Financial transcripts—from earnings calls and investor briefings to internal risk assessments—are no longer static records. They have become foundational data assets, the raw material feeding a new generation of analytics, compliance monitoring, and proprietary AI models. Yet, a dangerous gap persists in how most organizations approach them.
We call this The Transcription Integrity Gap: the disconnect between the legacy perception of transcription as a low-cost, administrative task and its modern reality as a high-impact input for mission-critical data systems.
When a transcript is intended only for human review, a reader can typically identify and mentally correct a minor error. But when that same transcript is ingested by an algorithm, a single mistranscribed number, a misattributed statement, or a misunderstood piece of jargon becomes a corrupted data point. This single point of failure can poison an entire dataset, leading to flawed predictive models, misguided investment strategies, and amplified compliance risk.
Closing this gap is not about finding a slightly better typist. It requires a systematic, end-to-end approach to data production. Our perspective is that this system must be built on three non-negotiable pillars.
Pillar 1: Source Integrity - The Foundation of Verifiable Data
The principle of "garbage in, garbage out" is absolute in data science, and it begins with the source audio. Treating audio capture as a technical afterthought is a critical strategic error. The quality of the audio file directly determines the ceiling for the accuracy of the final transcript.
Leverage Multi-Track Recording: This is the single most effective technique for ensuring data integrity in a multi-speaker setting.¹ By recording each participant on a separate audio channel—a standard feature in most modern conferencing platforms—you create clean, separable data streams.

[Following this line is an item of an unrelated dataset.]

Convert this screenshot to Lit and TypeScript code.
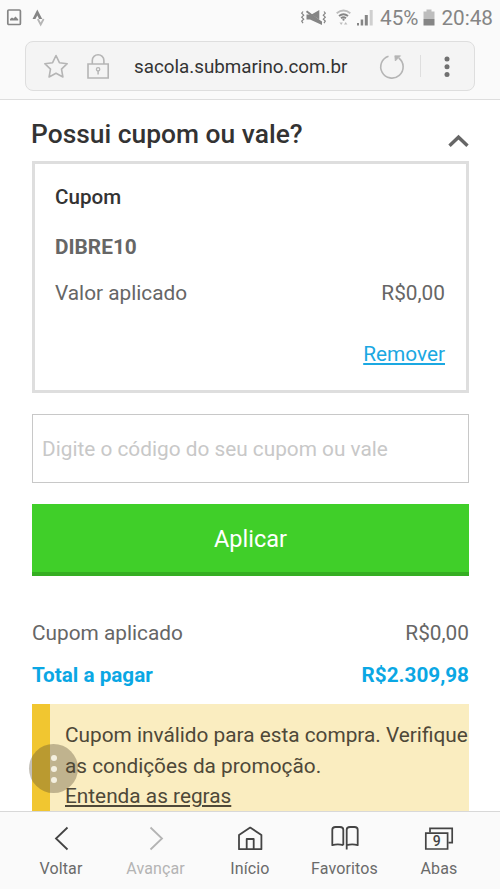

This dramatically simplifies the process of speaker identification and makes deciphering overlapping speech possible, rather than a guessing game. Mandate High-Quality Microphones: Laptop and conference room microphones are inadequate for capturing high-fidelity audio.² They blend voices and capture excessive background noise, creating a convoluted signal that challenges even the most advanced systems. Providing each participant with a dedicated external microphone is a necessary investment in data quality. Control the Recording Environment: A quiet location with minimal ambient noise and echo is essential.² Briefing participants on microphone etiquette—speaking clearly, avoiding interruptions, and stating their name before speaking—further reduces signal noise and improves the raw material. Pillar 2: Contextual Accuracy - The Human-AI Synthesis
This pillar is where most transcription processes fail. The complexity of financial communication—dense with specialized terminology, critical numerical data, and dynamic, overlapping dialogue—presents a challenge that neither AI nor humans can effectively solve alone.
The solution is a carefully managed synthesis of machine speed and expert human judgment.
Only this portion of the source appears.